Enforcement. The San Francisco Office of Labor Standards Enforcement (OLSE) is charged with enforcing the ordinance. The OLSE will not second guess an employer’s finding that a conviction was directly related to the job, but will check if the employer conducted the individualized assessment. If it finds violations, the OLSE will first give a warning and allow the employer a chance to correct the issue. Thereafter, an initial penalty is $50 per violation and $100 for subsequent violations (multiple applicants impacted by the same procedural violation, such as one noncompliant job application circulated for the same position, is treated as a single violation rather than multiple violations).

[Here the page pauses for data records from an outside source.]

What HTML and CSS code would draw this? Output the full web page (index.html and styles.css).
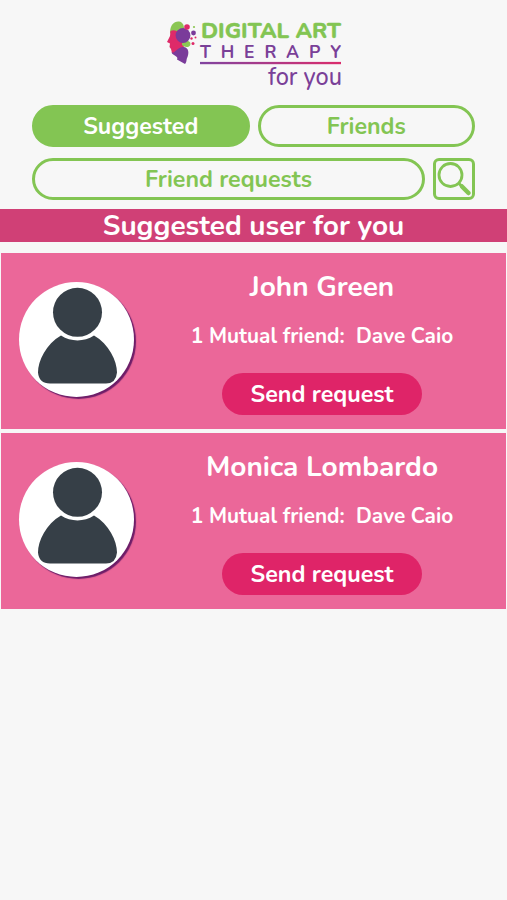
FILE: index.html
```
<!DOCTYPE html>
<html lang="en">
<head>
  <meta charset="UTF-8">
  <title>Digital Art Therapy for you</title>
  <meta name="viewport" content="width=device-width, initial-scale=1.0">
  <link rel="stylesheet" href="styles.css">
</head>
<body>
  <header class="header">
    <svg class="logo" viewBox="160 14 190 84">
      <defs>
        <linearGradient id="line" gradientUnits="userSpaceOnUse" x1="200" y1="0" x2="341" y2="0">
          <stop offset="0" stop-color="#8044a0"/>
          <stop offset="1" stop-color="#db2c6c"/>
        </linearGradient>
      </defs>
      <!-- head -->
      <path d="M170 33C170 25 174 21 179 21.500C183 22 184.500 26 184 31L176 38Z" fill="#8bc653"/>
      <path d="M170.500 31C176 28 181 34 183 39L184 48C181 53 176 53.500 172 53L171 49L169.500 47L170 43.500L167 42L170 36Z" fill="#de2a69"/>
      <path d="M182 43C187 39 192 42 190 45.500C188 48 184 47 182 45Z" fill="#8bc653"/>
      <path d="M171.500 52.500C176 53 178 46 184 47C189 48 189 53 187.500 57C186 60 187 62 185 64L177 59.500C179 56 173 56 171.500 52.500Z" fill="#7a3b9a"/>
      <circle cx="183" cy="35.500" r="7.400" fill="#7a3b9a"/>
      <circle cx="187" cy="27" r="2.800" fill="#de2a69"/>
      <circle cx="193.500" cy="33" r="2.400" fill="#7a3b9a"/>
      <circle cx="194" cy="27" r="1.100" fill="#8bc653"/>
      <circle cx="191.500" cy="38.500" r="1.200" fill="#de2a69"/>
      <circle cx="195.500" cy="37.500" r="1" fill="#de2a69"/>
      <circle cx="193" cy="43.500" r="1.500" fill="#de2a69"/>
      <text class="logo-digital" x="201" y="38" textLength="140" lengthAdjust="spacingAndGlyphs">DIGITAL ART</text>
      <text class="logo-therapy" x="200" y="58" textLength="141">THERAPY</text>
      <rect x="200" y="61.900" width="141" height="2.300" fill="url(#line)"/>
      <text class="logo-you" x="268" y="85" textLength="74" lengthAdjust="spacingAndGlyphs">for you</text>
    </svg>
  </header>

  <nav class="tabs">
    <div class="tabs-row">
      <button class="tab active">Suggested</button>
      <button class="tab">Friends</button>
    </div>
    <div class="tabs-row">
      <button class="tab">Friend requests</button>
      <button class="search-btn" aria-label="Search">
        <svg width="36" height="36" viewBox="0 0 36 36" fill="none" stroke="#83c553">
          <circle cx="14.500" cy="14" r="11.500" stroke-width="2.800"/>
          <path d="M22.500 22L26 25.500" stroke-width="3"/>
          <path d="M26 25.500L32.500 32" stroke-width="4.500" stroke-linecap="round"/>
        </svg>
      </button>
    </div>
  </nav>

  <h1 class="banner">Suggested user for you</h1>

  <main class="users">
    <div class="user-card">
      <div class="avatar">
        <svg viewBox="0 0 115 115">
          <path d="M42 53.500C27 62 19 79 19 90.500Q20 101.500 31 101.500H87Q97 101.500 98 90.500C98 79 90 62 75 53.500C65 60 52 60 42 53.500Z" fill="#363f47"/>
          <circle cx="58.500" cy="30.300" r="24.500" fill="#363f47"/>
        </svg>
      </div>
      <div class="user-info">
        <h2 class="user-name">John Green</h2>
        <p class="mutual">1 Mutual friend:&nbsp; Dave Caio</p>
        <button class="send-btn">Send request</button>
      </div>
    </div>
    <div class="user-card">
      <div class="avatar">
        <svg viewBox="0 0 115 115">
          <path d="M42 53.500C27 62 19 79 19 90.500Q20 101.500 31 101.500H87Q97 101.500 98 90.500C98 79 90 62 75 53.500C65 60 52 60 42 53.500Z" fill="#363f47"/>
          <circle cx="58.500" cy="30.300" r="24.500" fill="#363f47"/>
        </svg>
      </div>
      <div class="user-info">
        <h2 class="user-name">Monica Lombardo</h2>
        <p class="mutual">1 Mutual friend:&nbsp; Dave Caio</p>
        <button class="send-btn">Send request</button>
      </div>
    </div>
  </main>
</body>
</html>
```
FILE: styles.css
```
* {
  box-sizing: border-box;
}
body {
  margin: 0;
  background: #f7f7f7;
  font-family: Nunito, Lato, "Open Sans", sans-serif;
}
button {
  font-family: inherit;
  cursor: pointer;
}
.header {
  height: 105px;
  padding-top: 14px;
  display: flex;
  justify-content: center;
}
.logo {
  width: 190px;
  height: 84px;
  margin-left: 3px;
}
.logo-digital {
  font-size: 22px;
  font-weight: 800;
  fill: #83c553;
  stroke: #83c553;
  stroke-width: 0.3px;
}
.logo-therapy {
  font-size: 17.5px;
  font-weight: 700;
  fill: #7a4098;
}
.logo-you {
  font-size: 25px;
  font-weight: 500;
  fill: #7a4098;
}
.tabs {
  padding: 0 32px;
  display: flex;
  flex-direction: column;
  gap: 11px;
}
.tabs-row {
  display: flex;
  gap: 8px;
}
.tab {
  flex: 1;
  height: 42px;
  padding: 1px 0 0;
  border: 3px solid #83c553;
  border-radius: 21px;
  background: transparent;
  color: #83c553;
  font-size: 23.2px;
  font-weight: 700;
}
.tab.active {
  background: #83c553;
  color: #fff;
}
.search-btn {
  width: 42px;
  height: 42px;
  padding: 0;
  border: 3px solid #83c553;
  border-radius: 6px;
  background: transparent;
  display: flex;
  align-items: center;
  justify-content: center;
}
.banner {
  margin: 9px 0 0;
  height: 33px;
  line-height: 34px;
  background: #d04076;
  color: #fff;
  font-size: 28px;
  font-weight: 700;
  text-align: center;
}
.users {
  margin-top: 11px;
  padding: 0 1px;
  display: flex;
  flex-direction: column;
  gap: 4px;
}
.user-card {
  height: 176px;
  display: flex;
  background: #eb6799;
}
.avatar {
  width: 115px;
  height: 115px;
  margin: 29px 0 0 18px;
  border-radius: 50%;
  background: #fff;
  box-shadow: 2px 2px 1px #6d1d68;
}
.user-info {
  flex: 1;
  padding: 18px 0 0;
  margin-left: 4px;
  display: flex;
  flex-direction: column;
  align-items: center;
  color: #fff;
}
.user-name {
  margin: 0;
  font-size: 28px;
  line-height: 33px;
  font-weight: 700;
}
.mutual {
  margin: 18px 0 0;
  font-size: 20.8px;
  line-height: 28px;
  font-weight: 700;
}
.send-btn {
  width: 200px;
  height: 42px;
  margin-top: 23px;
  padding: 0 0 1px;
  border: none;
  border-radius: 21px;
  background: #df2468;
  color: #fff;
  font-size: 23.3px;
  font-weight: 700;
}
```
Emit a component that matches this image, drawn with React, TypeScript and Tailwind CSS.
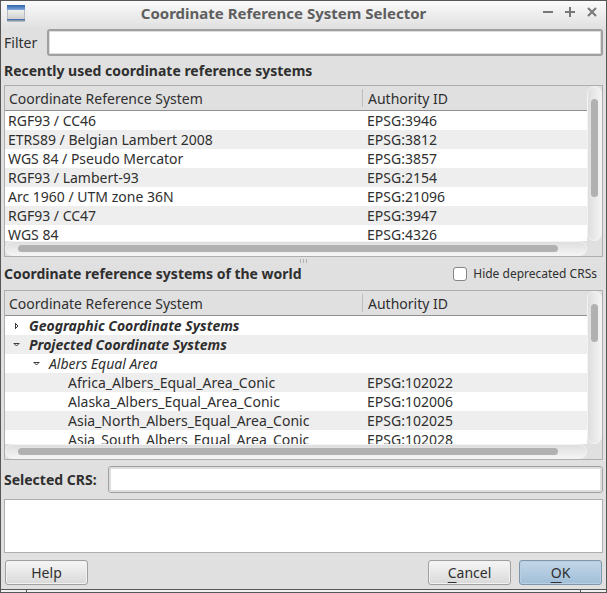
import type { ReactNode } from "react";

type Row = {
  name: string;
  id?: string;
  level?: 0 | 1 | 2;
  open?: boolean;
};

const recent: Row[] = [
  { name: "RGF93 / CC46", id: "EPSG:3946" },
  { name: "ETRS89 / Belgian Lambert 2008", id: "EPSG:3812" },
  { name: "WGS 84 / Pseudo Mercator", id: "EPSG:3857" },
  { name: "RGF93 / Lambert-93", id: "EPSG:2154" },
  { name: "Arc 1960 / UTM zone 36N", id: "EPSG:21096" },
  { name: "RGF93 / CC47", id: "EPSG:3947" },
  { name: "WGS 84", id: "EPSG:4326" },
];

const world: Row[] = [
  { name: "Geographic Coordinate Systems", level: 0, open: false },
  { name: "Projected Coordinate Systems", level: 0, open: true },
  { name: "Albers Equal Area", level: 1, open: true },
  { name: "Africa_Albers_Equal_Area_Conic", id: "EPSG:102022", level: 2 },
  { name: "Alaska_Albers_Equal_Area_Conic", id: "EPSG:102006", level: 2 },
  { name: "Asia_North_Albers_Equal_Area_Conic", id: "EPSG:102025", level: 2 },
  { name: "Asia_South_Albers_Equal_Area_Conic", id: "EPSG:102028", level: 2 },
];

const levelClass = [
  "pl-2 font-bold italic",
  "pl-7 italic",
  "pl-[63px]",
];

function Arrow({ open }: { open: boolean }) {
  return (
    <button
      type="button"
      aria-label={open ? "Collapse" : "Expand"}
      className="mr-2 flex size-2 items-center justify-center"
    >
      <svg width="8" height="8" viewBox="0 0 8 8" fill="none" stroke="#3c3c3c">
        {open ? <path d="M0.5 2.5h6M1.5 3l2 2 2-2" /> : <path d="M2.5 1v6M3 2l2 2-2 2" />}
      </svg>
    </button>
  );
}

function CrsTable({
  rows,
  label,
  viewClass,
  thumbClass,
}: {
  rows: Row[];
  label: string;
  viewClass: string;
  thumbClass: string;
}) {
  return (
    <div className="border border-[#aeaeae]">
      <div className="flex">
        <div className={`min-w-0 flex-1 overflow-hidden bg-white ${viewClass}`}>
          <table aria-label={label} className="w-full table-fixed border-separate border-spacing-0">
            <thead>
              <tr className="h-[25px] bg-[#e0e0e0] text-left">
                <th className="w-[358px] border-b border-[#8f8f8f] p-0 font-normal">
                  <div className="border-r border-[#bdbdbd] pt-0.5 pl-1 leading-4">
                    Coordinate Reference System
                  </div>
                </th>
                <th className="border-b border-[#8f8f8f] p-0 pt-0.5 pl-[5px] font-normal leading-4">
                  Authority ID
                </th>
              </tr>
            </thead>
            <tbody>
              {rows.map((row) => (
                <tr key={row.name} className="h-[19px] even:bg-[#eeeeee]">
                  <td className="p-0 leading-[19px]">
                    <div
                      className={`flex items-center whitespace-nowrap ${
                        row.level === undefined ? "pl-[3px]" : levelClass[row.level]
                      }`}
                    >
                      {row.open !== undefined && <Arrow open={row.open} />}
                      {row.name}
                    </div>
                  </td>
                  <td className="p-0 pl-1 leading-[19px]">{row.id}</td>
                </tr>
              ))}
            </tbody>
          </table>
        </div>
        <div className="w-[15px] rounded-full border border-[#f4f4f4] bg-linear-to-r from-[#dedede] to-[#f4f4f4] px-[3px] pt-3">
          <div className={`w-[7px] rounded-full bg-[#b1b1b1] ${thumbClass}`} />
        </div>
      </div>
      <div className="pr-[15px]">
        <div className="h-[15px] rounded-full border border-[#f4f4f4] bg-linear-to-b from-[#dedede] to-[#f4f4f4] pt-[3px] pr-7 pl-3">
          <div className="h-[7px] rounded-full bg-[#b1b1b1]" />
        </div>
      </div>
    </div>
  );
}

function PushButton({ primary = false, children }: { primary?: boolean; children: ReactNode }) {
  const tone = primary
    ? "border-[#8097ab] from-[#c3d6e7] to-[#a0bfd8] shadow-[inset_0_0_0_1px_#b9d0e3]"
    : "border-[#a0a0a0] from-[#f6f6f6] to-[#d9d9d9] shadow-[inset_0_0_0_1px_#f1f1f1]";
  return (
    <button
      type="button"
      className={`h-[25px] w-[83px] rounded-[3px] border bg-linear-to-b leading-none ${tone}`}
    >
      {children}
    </button>
  );
}

export default function App() {
  return (
    <div className="flex min-h-screen flex-col bg-[#e0e0e0] font-['Noto_Sans','Open_Sans',sans-serif] text-sm text-[#2f2f2f]">
      <main className="flex flex-1 flex-col border border-[#565656]">
        <header className="flex h-7 items-center bg-linear-to-b from-[#fafafa] to-[#e0e0e0] pr-2 pb-1 pl-1.5">
          <svg width="18" height="17" viewBox="0 0 18 17" aria-hidden="true">
            <defs>
              <linearGradient id="bar" x2="0" y2="1">
                <stop stopColor="#2f63a8" />
                <stop offset="1" stopColor="#7fa8dc" />
              </linearGradient>
              <linearGradient id="pane" x2="0" y2="1">
                <stop stopColor="#f0f0ee" />
                <stop offset="1" stopColor="#cfcfcf" />
              </linearGradient>
            </defs>
            <rect width="18" height="17" rx="1" fill="#b4bac2" />
            <rect x="1" y="5" width="16" height="9" fill="url(#pane)" />
            <rect width="18" height="5" fill="url(#bar)" />
            <rect y="14" width="18" height="1" fill="#4774ae" />
            <rect y="15" width="18" height="1" fill="#8795a8" />
          </svg>
          <h1 className="flex-1 text-center text-[15px] leading-5 font-bold text-[#5e5e5e]">
            Coordinate Reference System Selector
          </h1>
          <div className="flex gap-2.5">
            <button type="button" aria-label="Minimize">
              <svg width="12" height="12" stroke="#777" strokeWidth="2">
                <path d="M1 5h10" />
              </svg>
            </button>
            <button type="button" aria-label="Maximize">
              <svg width="12" height="12" stroke="#777" strokeWidth="2">
                <path d="M1 5h10M6 0v10" />
              </svg>
            </button>
            <button type="button" aria-label="Close">
              <svg width="12" height="12" stroke="#777" strokeWidth="2">
                <path d="M2 1l8 8M10 1l-8 8" />
              </svg>
            </button>
          </div>
        </header>

        <div className="flex flex-1 flex-col px-[3px]">
          <div className="flex items-center">
            <label htmlFor="filter" className="w-[43px]">
              Filter
            </label>
            <input
              id="filter"
              type="text"
              className="h-[27px] min-w-0 flex-1 rounded-[3px] border-2 border-[#a0a0a0] bg-white px-1 shadow-[inset_0_0_0_1px_#dedede] outline-none"
            />
          </div>

          <h2 className="flex h-[29px] items-center font-bold">
            Recently used coordinate reference systems
          </h2>
          <CrsTable
            rows={recent}
            label="Recently used coordinate reference systems"
            viewClass="h-[155px]"
            thumbClass="h-[98px]"
          />

          <div className="flex h-2 items-center justify-center gap-0.5" aria-hidden="true">
            <span className="h-1 w-px bg-[#b0b0b0]" />
            <span className="h-1 w-px bg-[#b0b0b0]" />
            <span className="h-1 w-px bg-[#b0b0b0]" />
          </div>

          <div className="flex h-[25px] items-start justify-between pr-1.5">
            <h2 className="leading-[18px] font-bold">Coordinate reference systems of the world</h2>
            <label className="flex items-center gap-1.5 text-xs leading-[18px]">
              <input
                type="checkbox"
                className="size-3.5 appearance-none rounded-[3px] border border-[#858585] bg-white"
              />
              Hide deprecated CRSs
            </label>
          </div>
          <CrsTable
            rows={world}
            label="Coordinate reference systems of the world"
            viewClass="h-[153px]"
            thumbClass="h-[38px]"
          />

          <div className="mt-1.5 flex items-center">
            <label htmlFor="selected" className="w-[104px] font-bold">
              Selected CRS:
            </label>
            <input
              id="selected"
              type="text"
              className="h-[27px] min-w-0 flex-1 rounded-[3px] border border-[#a0a0a0] bg-white px-1 shadow-[inset_0_0_0_2px_#dedede] outline-none"
            />
          </div>
          <textarea
            aria-label="Selected CRS parameters"
            className="mt-1.5 min-h-[54px] flex-1 resize-none border border-[#aeaeae] bg-white outline-none"
          />

          <footer className="flex gap-2 px-px pt-[7px] pb-1">
            <PushButton>Help</PushButton>
            <span className="flex-1" />
            <PushButton>
              <span className="underline underline-offset-4">C</span>ancel
            </PushButton>
            <PushButton primary>
              <span className="underline underline-offset-4">O</span>K
            </PushButton>
          </footer>
        </div>
      </main>
      <div className="flex h-[3px] gap-px border-x border-b border-[#565656] bg-[#565656]" aria-hidden="true">
        <span className="w-[25px] bg-[#f0f0f0]" />
        <span className="flex-1 bg-[#f0f0f0]" />
        <span className="w-[25px] bg-[#f0f0f0]" />
      </div>
    </div>
  );
}
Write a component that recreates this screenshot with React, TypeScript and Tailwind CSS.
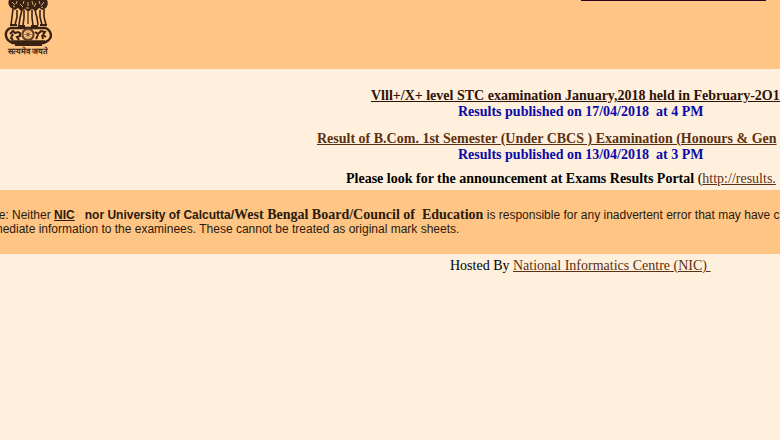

The ordinance permits resolution by an administrative hearing and administrative appeals process. Lastly, the OLSE may refer non-compliance to the City Attorney for civil action in superior court. Civil actions allow for back pay, reinstatement, penalties, injunctive relief, attorneys’ fees, and costs.
Recordkeeping and Poster Requirements. Employers must maintain records of employment decisions to allow monitoring for compliance. A notice informing persons of their rights under this ordinance must be posted in the workplace in English, Spanish, Chinese and all languages spoken by more than 5% of the City’s workforce. The OLSE is responsible for designing a compliant poster by August 2014.
Effective Date. The ordinance is prospective only and will become operative in August 2014.
Exceptions and Existing State Law. The ordinance does not preempt any other federal or state law or regulation that may contain conflicting requirements. Separately, under Senate Bill 530 signed in October 2013 that amended the state’s Labor Code, all public sector employers in California are prohibited from asking about criminal records on employment applications as of July 1, 2014. Public sector employers must review an applicant’s qualifications before inquiring about their conviction history.